The Alabama Supreme Court has made waves by ruling that embryos being stored in fertility clinics are children. As such, those clinics can be held responsible for their deaths. The case was initiated by a number of families who lost their embryos when someone wandered into the “cryogenic nursery” and removed several embryos, which he dropped because they were too cold.
The ruling has set off shock waves because it seems to confirm progressives’ predictions after Dobbs that the ruling would embolden social conservatives to seek to eliminate in vitro fertilization in addition to abortion. The National Infertility Association underscored that message in response to Alabama’s ruling, suggesting that the ruling would have “profound implications far beyond Alabama’s borders.”
While that is likely true, the majority opinion only appeals to Alabama state law. It explicitly declines to invoke the 14th Amendment or the normative questions of the ethical treatment of extra-uterine embryos. It offers little by way of philosophical discussion about the moral status of the embryo, instead focusing almost exclusively on whether there is an unwritten “exception” to Alabama’s Wrongful Death of a Minor Act (enacted in 1872), the statute on which the ruling was made. The narrowness of the focus entails that the Court only has to answer one question: does location make a difference to the understanding of “child,” or does it not? Alabama had ruled previously that embryos were unborn children before, so it simply extended the precedent to these cases.

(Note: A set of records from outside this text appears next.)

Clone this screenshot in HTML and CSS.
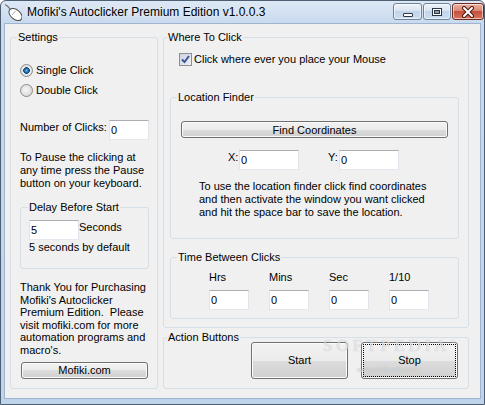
FILE: index.html
```html
<!DOCTYPE html>
<html lang="en">
<head>
  <meta charset="UTF-8" />
  <meta name="viewport" content="width=device-width, initial-scale=1.0" />
  <title>Mofiki's Autoclicker Premium Edition v1.0.0.3</title>
  <link rel="stylesheet" href="styles.css">
</head>
<body>
  <div class="window">

    <!-- Title bar -->
    <div class="titlebar">
      <svg class="app-icon" width="18" height="18" viewBox="0 0 18 18">
        <path d="M6.5 6.5 C5 4.5, 3.5 2.5, 1 1.5" fill="none" stroke="#707070" stroke-width="1.2"/>
        <ellipse cx="11.5" cy="11.5" rx="7.5" ry="4.8" transform="rotate(40 11.5 11.5)" fill="#fff" stroke="#4f4f4f"/>
        <path d="M8 12 L11.5 8" stroke="#a8a8a8"/>
      </svg>
      <span class="title">Mofiki's Autoclicker Premium Edition v1.0.0.3</span>
      <div class="caption-buttons">
        <span class="cap-btn min">
          <svg width="12" height="12" viewBox="0 0 12 12"><rect x="1.5" y="7.5" width="9" height="3" rx="0.5" fill="#fff" stroke="#2b3646"/></svg>
        </span>
        <span class="cap-btn max">
          <svg width="12" height="12" viewBox="0 0 12 12"><rect x="1.5" y="2.5" width="9" height="7" fill="#fff" stroke="#2b3646"/><rect x="3.5" y="4.5" width="5" height="3" fill="#8d9aab" stroke="#2b3646"/></svg>
        </span>
        <span class="cap-btn close">
          <svg width="14" height="12" viewBox="0 0 14 12"><path d="M3 2 L11 10 M11 2 L3 10" stroke="#4a1a12" stroke-width="4" stroke-linecap="round"/><path d="M3 2 L11 10 M11 2 L3 10" stroke="#fff" stroke-width="2" stroke-linecap="round"/></svg>
        </span>
      </div>
    </div>

    <div class="client">

      <!-- Left column -->
      <fieldset class="group settings">
        <legend>Settings</legend>

        <div class="options">
          <label class="option"><input type="radio" name="clicktype" class="radio" checked> Single Click</label>
          <label class="option"><input type="radio" name="clicktype" class="radio"> Double Click</label>
        </div>

        <div class="field-row">
          <label>Number of Clicks:</label>
          <input type="text" class="textbox" value="0">
        </div>

        <p class="note">To Pause the clicking at<br>any time press the Pause<br>button on your keyboard.</p>

        <fieldset class="group delay">
          <legend>Delay Before Start</legend>
          <div class="delay-row">
            <input type="text" class="textbox" value="5">
            <label>Seconds</label>
          </div>
          <p class="delay-note">5 seconds by default</p>
        </fieldset>

        <p class="thanks">Thank You for Purchasing<br>Mofiki's Autoclicker<br>Premium Edition.&nbsp; Please<br>visit mofiki.com for more<br>automation programs and<br>macro's.</p>

        <button class="btn btn-small site-btn">Mofiki.com</button>
      </fieldset>

      <!-- Right column -->
      <div class="right-col">
        <fieldset class="group where">
          <legend>Where To Click</legend>

          <label class="check-row">
            <span class="checkbox">
              <svg width="11" height="11" viewBox="0 0 11 11"><path d="M2 5.5 L4.5 8 L9 2" fill="none" stroke="#3d5393" stroke-width="2"/></svg>
            </span>
            Click where ever you place your Mouse
          </label>

          <fieldset class="group finder">
            <legend>Location Finder</legend>
            <button class="btn btn-small find-btn">Find Coordinates</button>
            <div class="coord-row">
              <div class="coord"><label>X:</label><input type="text" class="textbox" value="0"></div>
              <div class="coord"><label>Y:</label><input type="text" class="textbox" value="0"></div>
            </div>
            <p class="finder-note">To use the location finder click find coordinates<br>and then activate the window you want clicked<br>and hit the space bar to save the location.</p>
          </fieldset>

          <fieldset class="group timing">
            <legend>Time Between Clicks</legend>
            <div class="time-grid">
              <div class="time-cell"><label>Hrs</label><input type="text" class="textbox" value="0"></div>
              <div class="time-cell"><label>Mins</label><input type="text" class="textbox" value="0"></div>
              <div class="time-cell"><label>Sec</label><input type="text" class="textbox" value="0"></div>
              <div class="time-cell"><label>1/10</label><input type="text" class="textbox" value="0"></div>
            </div>
          </fieldset>
        </fieldset>

        <fieldset class="group actions">
          <legend>Action Buttons</legend>
          <div class="action-row">
            <button class="btn btn-big">Start</button>
            <button class="btn btn-big focused">Stop</button>
          </div>
          <!-- watermark that sits over the buttons -->
          <div class="watermark">
            <span class="wm-big">SOFTPEDIA<sup>®</sup></span>
            <span class="wm-small">www.softpedia.com</span>
          </div>
        </fieldset>
      </div>

    </div>
  </div>
</body>
</html>
```

FILE: styles.css
```css
* {
  box-sizing: border-box;
}
body {
  margin: 0;
  width: 485px;
  height: 405px;
  overflow: hidden;
  font-family: "Liberation Sans", Arial, sans-serif;
  font-size: 11px;
  line-height: 13px;
  color: #000;
  background: #fff;
}
p {
  margin: 0;
}

/* window frame */
.window {
  height: 405px;
  display: flex;
  flex-direction: column;
  border: 1px solid #4d5d72;
  border-radius: 6px 6px 0 0;
  background: linear-gradient(#dde8f5, #c9daee 22px, #bfd3eb);
}
.titlebar {
  height: 22px;
  display: flex;
  align-items: center;
  padding-left: 3px;
}
.app-icon {
  margin-right: 5px;
}
.title {
  font-size: 12px;
  line-height: 16px;
  text-shadow: 0 0 6px rgba(255, 255, 255, 0.9);
}
.caption-buttons {
  margin-left: auto;
  align-self: flex-start;
  margin-top: 2px;
  display: flex;
  gap: 1px;
}
.cap-btn {
  height: 17px;
  display: flex;
  align-items: center;
  justify-content: center;
  border: 1px solid #71839b;
  border-radius: 3px;
  background: linear-gradient(#eef3fa, #d9e4f1 45%, #c2d4ea 50%, #cfdef0);
  box-shadow: inset 0 0 0 1px rgba(255, 255, 255, 0.55);
}
.cap-btn.min { width: 29px; }
.cap-btn.max { width: 28px; }
.cap-btn.close {
  width: 32px;
  border-color: #6e2c22;
  background: linear-gradient(#eab0a0, #d98a76 45%, #c5503c 50%, #d6765e);
}

/* client area */
.client {
  flex: 1;
  margin: 0 3px 5px 3px;
  padding: 7px 11px 0 5px;
  background: #f0f0f0;
  border: 1px solid #9fb4cf;
  display: grid;
  grid-template-columns: 148px 306px;
  grid-template-rows: 358px;
  column-gap: 5px;
}

/* group boxes */
.group {
  margin: 0;
  padding: 0;
  min-width: 0;
  border: 1px solid #d5dfe5;
  border-radius: 3px;
}
.group legend {
  padding: 0 1px;
  line-height: 13px;
}

/* controls */
.textbox {
  width: 40px;
  height: 20px;
  margin: 0;
  padding: 0 1px;
  font: inherit;
  color: #000;
  background: #fff;
  border: 1px solid #e2e3ea;
  border-top-color: #abadb3;
  border-bottom-color: #e3e9ef;
  outline: none;
}
.btn {
  margin: 0;
  padding: 0;
  font: inherit;
  color: #000;
  border: 1px solid #707070;
  border-radius: 3px;
  background: linear-gradient(#f2f2f2, #ebebeb 50%, #dddddd 50%, #cfcfcf);
  box-shadow: inset 0 0 0 1px #fbfbfb;
}
.btn-small {
  height: 17px;
  line-height: 14px;
}
.btn-big {
  width: 97px;
  height: 37px;
}
.btn.focused {
  outline: 1px dotted #000;
  outline-offset: -3px;
}
.radio {
  appearance: none;
  margin: 0;
  width: 13px;
  height: 13px;
  border-radius: 50%;
  border: 1px solid #8a8a8a;
  background: radial-gradient(circle at 45% 45%, #f7f7f7, #dadada 75%, #cdcdcd);
}
.radio:checked {
  background: radial-gradient(circle at 50% 50%, #6cbcf0 0, #2d7fc2 1.5px, #0c3f76 3px, #eaeaea 3.6px, #d6d6d6);
}
.checkbox {
  width: 13px;
  height: 13px;
  display: flex;
  align-items: center;
  justify-content: center;
  border: 1px solid #8e8f8f;
  background: linear-gradient(135deg, #cfd3e3, #eef0f6);
}

/* settings column */
.settings {
  padding: 0 8px 0 9px;
}
.settings > legend {
  margin-left: -3px;
}
.options {
  margin-top: 16px;
}
.option {
  display: flex;
  align-items: center;
  gap: 3px;
  height: 20px;
}
.field-row {
  display: flex;
  align-items: flex-start;
  margin-top: 20px;
}
.field-row label {
  margin-top: 1px;
}
.field-row .textbox {
  margin-left: auto;
}
.note {
  margin-top: 11px;
}
.delay {
  margin-top: 11px;
  padding: 0 8px 14px 8px;
}
.delay > legend {
  margin-left: -1px;
}
.delay-row {
  display: flex;
  align-items: flex-start;
  margin-top: 6px;
}
.delay-row .textbox {
  width: 50px;
}
.delay-row label {
  margin-top: 1px;
}
.delay-note {
  margin-top: 1px;
}
.thanks {
  margin-top: 12px;
  line-height: 12.6px;
}
.site-btn {
  display: block;
  width: 127px;
  margin: 5px 0 0 1px;
}

/* right column */
.right-col {
  display: flex;
  flex-direction: column;
  gap: 3px;
}
.where {
  padding: 0 9px 8px 6px;
}
.where > legend {
  margin-left: -3px;
}
.check-row {
  display: flex;
  align-items: center;
  gap: 2px;
  height: 13px;
  margin: 9px 0 0 9px;
}
.finder {
  margin-top: 25px;
  padding: 0 10px 19px;
}
.finder > legend,
.timing > legend {
  margin-left: -4px;
}
.find-btn {
  display: block;
  width: 100%;
  margin-top: 17px;
}
.coord-row {
  display: flex;
  margin: 12px 0 0 47px;
}
.coord {
  display: flex;
  align-items: flex-start;
}
.coord + .coord {
  margin-left: 29px;
}
.coord label {
  width: 11px;
  margin-top: 1px;
}
.coord .textbox {
  width: 60px;
}
.finder-note {
  margin: 10px 0 0 18px;
  white-space: nowrap;
}
.timing {
  margin-top: 12px;
  padding: 0 10px 8px;
}
.time-grid {
  display: grid;
  grid-template-columns: repeat(4, 40px);
  column-gap: 20px;
  margin-left: 28px;
}
.time-cell label {
  display: block;
  margin-top: 7px;
}
.time-cell .textbox {
  margin-top: 6px;
}
.actions {
  position: relative;
  padding: 0 10px 9px 0;
}
.actions > legend {
  margin-left: 3px;
}
.action-row {
  display: flex;
  justify-content: flex-end;
  gap: 13px;
  margin-top: -2px;
}

/* softpedia watermark over the buttons */
.watermark {
  position: absolute;
  left: 159px;
  top: -4px;
  pointer-events: none;
}
.wm-big {
  display: block;
  font-family: "Liberation Serif", "Times New Roman", serif;
  font-size: 17px;
  line-height: 12px;
  letter-spacing: 4px;
  color: rgba(255, 255, 255, 0.6);
  text-shadow: 0 0 1px rgba(110, 110, 110, 0.45);
}
.wm-big sup {
  font-size: 6px;
  line-height: 0;
  letter-spacing: 0;
}
.wm-small {
  display: block;
  margin: 13px 0 0 34px;
  font-size: 8px;
  line-height: 9px;
  letter-spacing: -0.4px;
  color: rgba(255, 255, 255, 0.55);
  text-shadow: 0 0 1px rgba(110, 110, 110, 0.5);
}
```
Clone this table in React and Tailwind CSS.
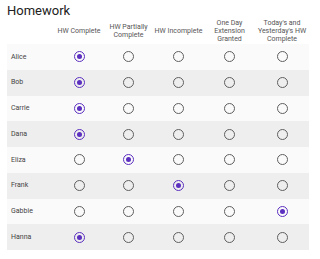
import React from "react";

const cols = [
  ["HW Complete"],
  ["HW Partially", "Complete"],
  ["HW Incomplete"],
  ["One Day", "Extension", "Granted"],
  ["Today's and", "Yesterday's HW", "Complete"],
];

const rows = [
  ["Alice", 0],
  ["Bob", 0],
  ["Carrie", 0],
  ["Dana", 0],
  ["Eliza", 1],
  ["Frank", 2],
  ["Gabbie", 4],
  ["Hanna", 0],
];

const widths = ["w-[50px]", "w-[49px]", "w-[51px]", "w-[51px]", "w-[54px]"];

function Radio({ on }) {
  return on ? (
    <div className="w-[11px] h-[11px] rounded-full border-[1.5px] border-[#5b2fc0] flex items-center justify-center">
      <div className="w-[5px] h-[5px] rounded-full bg-[#5b2fc0]" />
    </div>
  ) : (
    <div className="w-[11px] h-[11px] rounded-full border-[1.5px] border-[#5f5f5f]" />
  );
}

export default function App() {
  return (
    <div className="w-[320px] h-[259px] bg-white pl-[7px] pt-[3px]" style={{ fontFamily: "Roboto, 'Liberation Sans', sans-serif" }}>
      <div className="text-[13px] leading-[16px] text-[#212121]">Homework</div>
      <div className="w-[302px]">
        <div className="flex h-[25px] items-center pb-[2px]">
          <div className="w-[47px]" />
          {cols.map((c, i) => (
            <div key={i} className={`${widths[i]} flex flex-col items-center text-center text-[7px] leading-[8px] text-[#555]`}>
              {c.map((l, j) => (
                <div key={j} className="whitespace-nowrap">{l}</div>
              ))}
            </div>
          ))}
        </div>
        {rows.map(([name, sel], r) => (
          <div key={name} className={`flex h-[25.75px] items-center ${r % 2 === 0 ? "bg-[#fafafa]" : "bg-[#eeeeee]"}`}>
            <div className="w-[47px] pl-[4px] text-[7px] text-[#444]">{name}</div>
            {cols.map((_, i) => (
              <div key={i} className={`${widths[i]} flex justify-center`}>
                <Radio on={i === sel} />
              </div>
            ))}
          </div>
        ))}
      </div>
    </div>
  );
}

It will not surprise (you) readers of this newsletter to learn I have no objection to the ruling as such: embryos are persons, and the fertility industry is shockingly under-regulated. Some people have quipped that fertility clinics in the U.S. have fewer regulations than hair salons, which is not obviously false. Increasing scrutiny on such an industry seems entirely warranted. Moreover, the opinion goes out of its way to specify that criminal law does not track civil law. So, while this is a ‘wrongful death’ lawsuit, it is not necessarily the case that mishandling embryos might open a fertility clinic up to charges of murder or manslaughter.